The last time the NODX fell by so much was in March 2012. Still, though it has happened before, the fall this time, coming after a 1.6 per cent month-on-month rise in January, was far sharper than expected. Economists were looking at only a 0.3 per cent slip.

Except to South Korea, the US, Thailand and Malaysia, NODX shipments to Singapore's top 10 markets tumbled in February; China, Japan and Taiwan were the three top contributors to the NODX's poor showing.

The electronic NODX, up 5.5 per cent in January, slipped 12.5 per cent year on year last month - the weakest since May 14, when the electronic NODX fell 15.3 per cent, OCBC's Selena Ling said.

The non-electronic NODX dropped 8.5 per cent, after a 4.4 per cent increase in the previous month.

Taking January and February, the electronic NODX fell 3.5 per cent, while the non-electronic NODX also dropped 3.5 per cent, said UOB Bank's Francis Tan.

Michael Wan of Credit Suisse said: "This set of dreadful export numbers seem to fit with the weak Q1 export numbers that we have seen across Asia, with China the key exception."

While the NODX in recent years has been less well-correlated with GDP growth, he said, the data that came in lately, like those of the industrial production, retail sales and the NODX, were all broadly indicative of weak GDP growth in the first quarter for Singapore.

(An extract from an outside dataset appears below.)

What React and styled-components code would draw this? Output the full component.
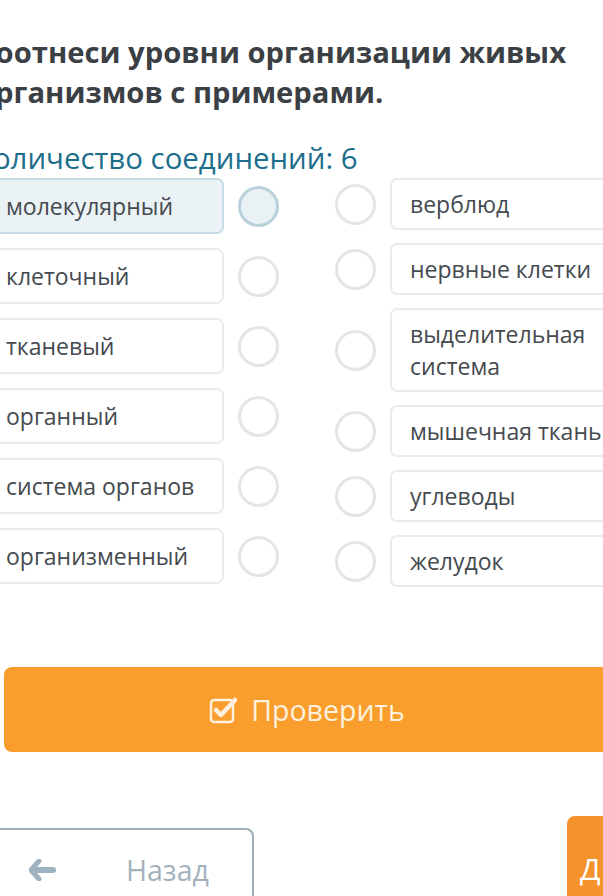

"This fits in with the lead indicators that we track for Singapore, such as the manufacturing PMIs and the CSBMI index, all of which point to a weak near-term growth outlook," he said.

He estimates that the GDP could dip by around 0.6 to 0.8 per cent quarter-on-quarter annualised in the first three months of this year, or rise just 1.5 to 1.6 per cent year-on-year, against a 2.2 per cent rise in the previous quarter.

Citigroup's Kit Wei Zheng said: "While divergences with industrial production numbers (which were down in January) make it difficult to draw precise implications for Q1 GDP from February's trade data, we sense a 2 to 3 per cent quarter-on-quarter contraction is likely, which raises the risks that the Ministry of Trade and Industry may downgrade the official GDP forecast (for 2015) to 1 to 3 per cent come May."

Chua Hak Bin of Bank of America Merrill Lynch said feeble global demand, especially from China, and restructuring pains continue to weigh on Singapore's manufacturing. "Poor NODX readings so far this year reaffirm our expectation of weak GDP growth in the first quarter."

He projects that first-quarter GDP growth will come in at "close to or below 2.0 per cent".

But non-oil re-exports were up 0.9 per cent year-on-year last month, he noted, bringing the January-to-February growth average to 7.2 per cent, much stronger than the fourth quarter's 1.8 per cent.

"This suggests some support to externally-oriented services sectors in Q1, in particular transport and storage and wholesale trade," he says.

Citigroup's Mr Kit pointed to another "silver lining" in February's bleak trade numbers - the seasonally adjusted 94.5 per cent month-on-month rebound in non-oil retained imports of intermediate goods, after a 59.5 per cent plunge in January.

"(This) could signal a turnaround in production in the coming months," he said.

Amendment: An earlier version of this article incorrectly stated that NODX grew 1.3 per cent in December; the electronic NODX was up 5.5 per cent in January; and the non-electronic NODX rose 4.4 per cent in January. The figures should have been 2.3, 5 and 4 per cent respectively.